The Death of John

Reading Assignment:

Matthew 14:1-12
Mark 6:14-29
Luke 9:7-9

Did you understand what you read?

  1. Why had John been cast into prison?
  2. Did Herod want John put to death? Why didn’t he put John to death?
  3. While John was in prison, what did Herod and John do?
  4. What did Herod offer Herodias’ daughter after her dance? What does that indicate to you about Herod?
  5. What did Herodias’ daughter demand after being prompted by her mother? Why did this make Herod sad? Why did he do it anyway?
  6. Who did Herod think Jesus was?
  7. Why did Herod want to meet Jesus?

The Death of John

News about Jesus has been spreading throughout Judea, so it is not surprising that the word of Jesus eventually reached the ears of the rulers. When Herod heard of Jesus and the miracles that he was performing, Herod was certain that John had risen from the grave to haunt him. Others were telling him that Jesus was Elijah or one of the other prophets risen from the grave or possibly even The Prophet mentioned by Moses (Deuteronomy 18:18). Herod knew John was dead, but still, he was curious to meet Jesus.

Herod is referred to as “the tetrarch” because his father, Herod the Great, had divided his realm into four areas which each of his four surviving sons ruled. This Herod’s name was Antipas; he took on the title “Herod” when he inherited his realm.

John had been in prison because Herodias, Herod’s wife, was offended when John stated that her marriage to Herod was not legal. Antipas had married his half-brother Philip’s wife who was herself a daughter of Berenice and Philip’s half-brother Aristobulus. In other words, Herodias had married her uncle. Philip had been disinherited by Herod the Great and was living in Rome. By the way, this is not the Philip mentioned in Luke 3:1, but another son of Herod who had the same name. On a visit to Rome, Antipas ran off with Philip’s wife and his niece. According to the Jamieson-Fausset-Brown Commentary, “Herod Antipas' own wife was the daughter of Aretas, king of Arabia; but he prevailed on Herodias, his half-brother Philip's wife, to forsake her husband and live with him, on condition, says Josephus [Antiquities, 18.5,1], that he should put away his own wife. This involved him afterward in war with Aretas, who totally defeated him and destroyed his army, from the effects of which he was never able to recover himself.”

What John had declared is clearly taught in the Old Testament. A man is not allowed to marry his brother’s wife (Leviticus 18:16; Leviticus 20:21). Herod himself was initially angry with John as well and would have put him to death, but John’s popularity with the people and the fact that the people held him to be a prophet caused him to stay his hand. Mark reveals that Herod was also afraid of John. But as John remained imprisoned, Herod took the time to talk with John and enjoyed his discussions with John. He did many things for John, but he did not leave his sins. Perhaps Herod thought to bribe John into acceptance of his marriage; if so, it did not work.

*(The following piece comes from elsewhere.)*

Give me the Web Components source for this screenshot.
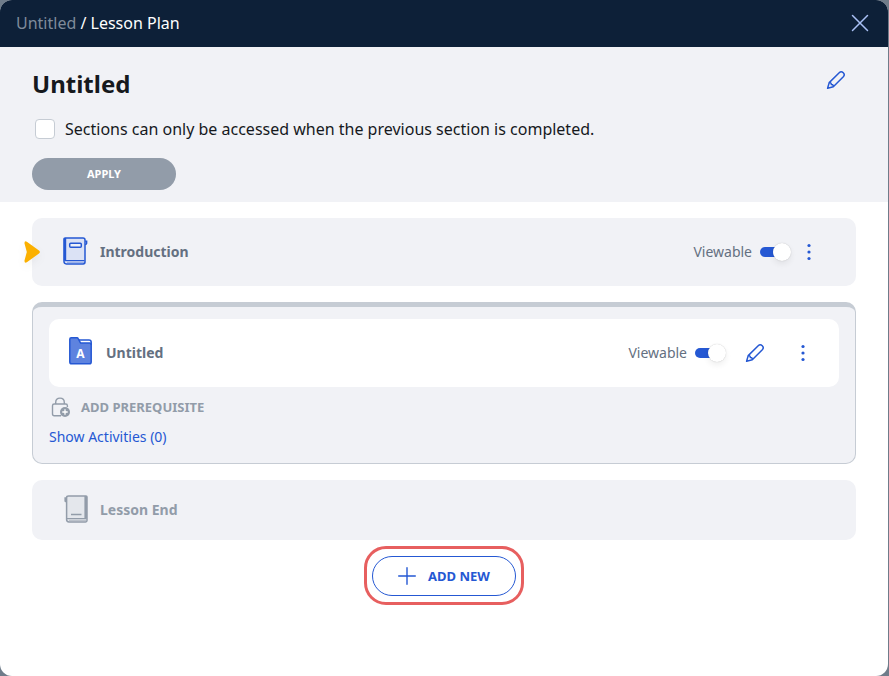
<!DOCTYPE html>
<html lang="en">
<head>
<meta charset="utf-8">
<meta name="viewport" content="width=device-width, initial-scale=1">
<title>Lesson Plan</title>
<style>
  html, body {
    height: 100%;
  }
  body {
    --navy: #0d2038;
    --surface: #f1f2f6;
    --blue: #2558d3;
    --grey: #929ca9;
    --slate: #647081;
    --line: #c6ccd4;
    margin: 0;
    background: #6f7c8a;
    color: #16191d;
    font: 14px/20px "Noto Sans", sans-serif;
  }
</style>
</head>
<body>
<plan-dialog>
  <plan-header slot="header" course="Untitled" page="Lesson Plan"></plan-header>
  <plan-summary slot="summary" heading="Untitled"></plan-summary>
  <plan-card current>
    <plan-row icon="book" label="Introduction" viewable menu></plan-row>
  </plan-card>
  <plan-section>
    <plan-row icon="folder" label="Untitled" viewable editable menu></plan-row>
  </plan-section>
  <plan-card>
    <plan-row icon="end" label="Lesson End" muted></plan-row>
  </plan-card>
  <plan-add slot="footer">Add new</plan-add>
</plan-dialog>

<script>
const icons = {
  close: `<svg width="18" height="18" viewBox="0 0 18 18" fill="none" stroke="currentColor" stroke-width="1.5" stroke-linecap="round"><path d="M1.5 1.5l15 15M16.5 1.5l-15 15"/></svg>`,
  pencil: `<svg width="20" height="20" viewBox="0 0 20 20" fill="none" stroke="currentColor" stroke-width="1.5" stroke-linejoin="round" stroke-linecap="round"><path d="M1.6 18.2L3.2 12.6L13.2 2.7a2.9 2.9 0 0 1 4.1 4.1L7.3 16.8ZM3.2 12.6q2.1-.3 2.2 2q2.1-.1 1.9 2.2"/></svg>`,
  dots: `<svg width="4" height="18" viewBox="0 0 4 18" fill="currentColor"><circle cx="2" cy="2.5" r="1.6"/><circle cx="2" cy="9" r="1.6"/><circle cx="2" cy="15.5" r="1.6"/></svg>`,
  plus: `<svg width="18" height="18" viewBox="0 0 18 18" stroke="currentColor" stroke-width="1.4" stroke-linecap="round"><path d="M9 .7v16.6M.7 9h16.6"/></svg>`,
  arrow: `<svg width="16" height="22" viewBox="0 0 16 22" fill="#fbb000"><path d="M3.2.9L15 9.5q1.8 1.5 0 3L3.2 21.1Q.2 22.8.5 19.4L2.8 11L.5 2.6Q.2-.8 3.2.9Z"/></svg>`,
  book: `<svg width="26" height="28" viewBox="0 0 26 28" fill="none" stroke="#2558d3"><path fill="#dbe2f5" stroke-width="1.5" d="M2.2.9H20q2 0 2 2V25q0 1.9-1.9 1.9H3.3Q1 26.9 1 24.6V2Q1 .9 2.2.9Z"/><path stroke-width="2.4" d="M2 1v22.6"/><path stroke-width="1.2" d="M2 23.6H21.5"/><path stroke="#8ba5e6" d="M4 25.3H21"/><path stroke-width="1.5" d="M22.3 4.2h1.3v2.2q0 .6-1.4 1.2"/><rect x="6.7" y="6.2" width="11.6" height="4" rx="1" stroke-width="1.5" fill="#eef1f8"/></svg>`,
  folder: `<svg width="24" height="30" viewBox="0 0 24 30"><path d="M11 3h9q1.200 0 1.200 1.200V8H10Z" fill="#fff"/><path d="M.8 2.2Q.8.8 2.2.8H8q.8 0 1.2.8l2 3.7q.4.8 1.2.8H20.8q1.4 0 1.4 1.4V25q0 1.8-1.8 1.8H2.6Q.8 26.8.8 25Z" fill="#5e83df" stroke="#2558d3" stroke-width="1.5"/><path d="M10 3h10q2.2 0 2.2 2.2V8" fill="none" stroke="#2558d3" stroke-width="1.5"/><text x="11.5" y="21" text-anchor="middle" fill="#fff" font-family="Noto Sans, sans-serif" font-size="12" font-weight="700">A</text></svg>`,
  end: `<svg width="26" height="28" viewBox="-1 0 26 28" fill="none" stroke="#929ca9"><path fill="#e4e7ec" stroke-width="1.5" d="M4.5.9H22q1 0 1 1V25.5q0 1.4-1.4 1.4H5q-2.4 0-2.4-2.4V2.8Q2.6.9 4.5.9Z"/><path stroke-width="2.6" d="M21.7 1v22.5"/><path stroke-width="1.2" d="M3 23.6H22.5"/><path stroke="#b2b9c3" d="M5 25.3H22"/><path stroke-width="1.8" d="M2.5 3.2H1.3v2.8l1.2.8"/><path stroke-width="1.5" d="M7 19.5H17.5"/></svg>`,
  lock: `<svg width="20" height="20" viewBox="0 0 20 20" fill="none" stroke="#929ca9" stroke-width="1.4"><path d="M10 18.7H3.2q-1.7 0-1.7-1.7V8.700Q1.5 7 3.2 7H14.7q1.7 0 1.7 1.7V10M4.7 7V5.5q0-4.4 4.3-4.4t4.3 4.4V7"/><circle cx="14" cy="15" r="5" fill="#929ca9" stroke="none"/><path stroke="#fff" stroke-width="1.3" d="M14 12.3v5.4M11.3 15h5.4"/></svg>`
}

const buttonStyle = `
  button {
    display: inline-flex;
    align-items: center;
    justify-content: center;
    padding: 0;
    border: 0;
    background: none;
    color: var(--blue);
    font: inherit;
    cursor: pointer;
  }
  svg {
    display: block;
  }`

customElements.define('plan-dialog', class extends HTMLElement {
  constructor() {
    super()
    this.attachShadow({ mode: 'open' }).innerHTML = `
    <style>
      :host {
        display: block;
        box-sizing: border-box;
        min-height: 100%;
        margin-right: 1px;
        background: #fff;
        border-radius: 12px;
        overflow: hidden;
      }
      main {
        display: flex;
        flex-direction: column;
        gap: 16px;
        padding: 16px 32px 6px;
      }
      footer {
        display: flex;
        justify-content: center;
      }
    </style>
    <slot name="header"></slot>
    <slot name="summary"></slot>
    <main><slot></slot></main>
    <footer><slot name="footer"></slot></footer>`
  }
})

customElements.define('plan-header', class extends HTMLElement {
  constructor() {
    super()
    this.attachShadow({ mode: 'open' }).innerHTML = `
    <style>
      ${buttonStyle}
      :host {
        display: block;
        background: var(--navy);
      }
      header {
        display: flex;
        align-items: center;
        justify-content: space-between;
        height: 46px;
        padding: 0 19px 1px 16px;
        color: #fff;
        font-size: 16px;
      }
      a {
        color: #7f8b9a;
        text-decoration: none;
      }
      button {
        color: #a9c0f5;
      }
    </style>
    <header>
      <nav><a href="#"></a> / <span></span></nav>
      <button type="button" aria-label="Close">${icons.close}</button>
    </header>`
  }
  connectedCallback() {
    this.shadowRoot.querySelector('a').textContent = this.getAttribute('course')
    this.shadowRoot.querySelector('span').textContent = this.getAttribute('page')
  }
})

customElements.define('plan-summary', class extends HTMLElement {
  constructor() {
    super()
    this.attachShadow({ mode: 'open' }).innerHTML = `
    <style>
      ${buttonStyle}
      :host {
        display: block;
        padding: 20px 32px 12px;
        background: var(--surface);
      }
      .top {
        display: flex;
        align-items: flex-start;
        justify-content: space-between;
        padding-right: 10px;
      }
      h1 {
        margin: 0;
        font-size: 24px;
        line-height: 34px;
      }
      .top button {
        padding: 3px 0;
      }
      label {
        display: flex;
        align-items: center;
        gap: 10px;
        margin: 16px 3px 17px;
        font-size: 16px;
        line-height: 24px;
      }
      input {
        appearance: none;
        flex: none;
        width: 20px;
        height: 20px;
        margin: 0;
        border: 1px solid var(--line);
        border-radius: 4px;
        background: #fff;
      }
      input:checked {
        background: var(--blue);
      }
      .apply {
        width: 144px;
        height: 32px;
        border-radius: 16px;
        background: var(--grey);
        color: #fff;
        font-size: 11px;
        font-weight: 700;
        text-transform: uppercase;
      }
    </style>
    <div class="top">
      <h1></h1>
      <button type="button" aria-label="Edit">${icons.pencil}</button>
    </div>
    <label><input type="checkbox">Sections can only be accessed when the previous section is completed.</label>
    <button class="apply" type="button">Apply</button>`
  }
  connectedCallback() {
    this.shadowRoot.querySelector('h1').textContent = this.getAttribute('heading')
  }
})

customElements.define('plan-card', class extends HTMLElement {
  constructor() {
    super()
    this.attachShadow({ mode: 'open' }).innerHTML = `
    <style>
      :host {
        display: block;
        position: relative;
        padding: 0 14px;
        border-radius: 10px;
        background: var(--surface);
      }
      .marker {
        display: none;
        position: absolute;
        top: calc(50% - 11px);
        left: -8px;
        filter: drop-shadow(0 4px 4px #0000000c);
      }
      .marker svg {
        display: block;
      }
      :host([current]) .marker {
        display: block;
      }
    </style>
    <div class="marker">${icons.arrow}</div>
    <slot></slot>`
  }
})

customElements.define('plan-section', class extends HTMLElement {
  constructor() {
    super()
    this.attachShadow({ mode: 'open' }).innerHTML = `
    <style>
      ${buttonStyle}
      :host {
        display: block;
        padding: 12px 16px 16px;
        border: 1px solid var(--line);
        border-top-width: 5px;
        border-radius: 10px;
        background: var(--surface);
      }
      .inner {
        padding: 0 3px;
        border-radius: 10px;
        background: #fff;
      }
      .prerequisite {
        gap: 10px;
        margin: 10px 2px;
        color: var(--grey);
        font-size: 13px;
        font-weight: 700;
        text-transform: uppercase;
      }
      a {
        display: block;
        width: fit-content;
        color: var(--blue);
        text-decoration: none;
      }
    </style>
    <div class="inner"><slot></slot></div>
    <button class="prerequisite" type="button">${icons.lock}Add prerequisite</button>
    <a href="#">Show Activities (0)</a>`
  }
})

customElements.define('plan-toggle', class extends HTMLElement {
  constructor() {
    super()
    this.attachShadow({ mode: 'open' }).innerHTML = `
    <style>
      :host {
        display: block;
      }
      label {
        display: flex;
        align-items: center;
        gap: 8px;
        color: var(--slate);
      }
      input {
        appearance: none;
        display: grid;
        align-items: center;
        width: 31px;
        height: 18px;
        margin: 0;
      }
      input::before,
      input::after {
        content: "";
        grid-area: 1 / 1;
      }
      input::before {
        width: 26px;
        height: 10px;
        border-radius: 5px;
        background: var(--line);
      }
      input::after {
        width: 18px;
        height: 18px;
        border-radius: 9px;
        background: #fff;
        box-shadow: 0 0 1px #00000040, 0 3px 6px #00000012;
      }
      input:checked::before {
        background: var(--blue);
      }
      input:checked::after {
        justify-self: end;
      }
    </style>
    <label>Viewable<input type="checkbox" role="switch" checked></label>`
  }
})

customElements.define('plan-row', class extends HTMLElement {
  constructor() {
    super()
    this.attachShadow({ mode: 'open' }).innerHTML = `
    <style>
      ${buttonStyle}
      :host {
        display: flex;
        align-items: center;
        min-height: 68px;
        padding: 0 31px 0 17px;
      }
      .icon {
        flex: none;
        width: 26px;
        margin-right: 11px;
        padding-bottom: 2px;
      }
      .label {
        flex: 1;
        color: var(--slate);
        font-weight: 700;
      }
      .edit {
        margin: 0 36px 0 19px;
      }
      .menu {
        margin-left: 16px;
      }
      .edit + .menu {
        margin-left: 0;
      }
      :host([muted]) {
        min-height: 60px;
      }
      :host([muted]) .label {
        color: var(--grey);
      }
    </style>
    <span class="icon"></span>
    <span class="label"></span>`
  }
  connectedCallback() {
    const root = this.shadowRoot
    root.querySelector('.icon').innerHTML = icons[this.getAttribute('icon')]
    root.querySelector('.label').textContent = this.getAttribute('label')
    const controls = []
    if (this.hasAttribute('viewable')) {
      controls.push('<plan-toggle></plan-toggle>')
    }
    if (this.hasAttribute('editable')) {
      controls.push(`<button class="edit" type="button" aria-label="Edit">${icons.pencil}</button>`)
    }
    if (this.hasAttribute('menu')) {
      controls.push(`<button class="menu" type="button" aria-label="More">${icons.dots}</button>`)
    }
    root.querySelector('.label').insertAdjacentHTML('afterend', controls.join(''))
  }
})

customElements.define('plan-add', class extends HTMLElement {
  constructor() {
    super()
    this.attachShadow({ mode: 'open' }).innerHTML = `
    <style>
      ${buttonStyle}
      :host {
        display: block;
        padding: 7px 5px 6px;
        border: 3px solid #e75f5f;
        border-radius: 22px;
      }
      button {
        gap: 12px;
        width: 144px;
        height: 40px;
        border: 1px solid var(--blue);
        border-radius: 20px;
        background: #fff;
        font-size: 13px;
        font-weight: 700;
        text-transform: uppercase;
      }
    </style>
    <button type="button">${icons.plus}<slot></slot></button>`
  }
})
</script>
</body>
</html>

At some point, Herod had a birthday and a large party was held. Leading men from all of Galilee attended. Herodias’ daughter, whom we know from history to be named Salome, performed a dance as part of the entertainment. While we can’t know for sure, it is easy to speculate that there must have been drinking at the party and that Salome’s dance sexually appealing because of the foolish response of Herod. He offered Salome anything she wanted up to half his kingdom. The girl wasn’t certain what to ask for, but her mother prompted her to ask for the head of John the Baptist. It seems strange, but this girl rushed back to Herod and made the request her mother told her to make. She probably knew that if she waited until the guests were gone that Herod would try to avoid fulfilling his promise.

The request grieved Herod because he had come to respect John. However, he could not get out of matter without breaking his word before many nobles who had witnessed what he had said. He was in a tough position. Religiously, he had made a vow, rash and foolish though it was. Politically, he wanted to be seen as a man of his word else those he dealt with would never trust him. For his home life, he knew that he needed to appease his step-daughter and her mother. But worse, he just didn’t want to tell Salome, “No.” He was a weak-willed ruler and father. It is small wonder that his country and family life was in constant turmoil according to the history books. Understanding this event helps us to see why he and the other rulers of his time were willing to let Jesus be put to death, though he had done no wrong. The sad thing is that if Salome had asked for a part of his kingdom, he probably would have sought some way to wiggle out of the situation, but when it came to one man’s life, even the life a holy man whom he admired, Herod gave in without much fuss.

Herod immediately had John beheaded and gave the girl what she wanted. She, in turn, gave John’s head to her mother.

When John’s disciples heard of this misdeed, they claimed the body of John and gave him a decent burial. The disciples then sought out Jesus and told him what had transpired.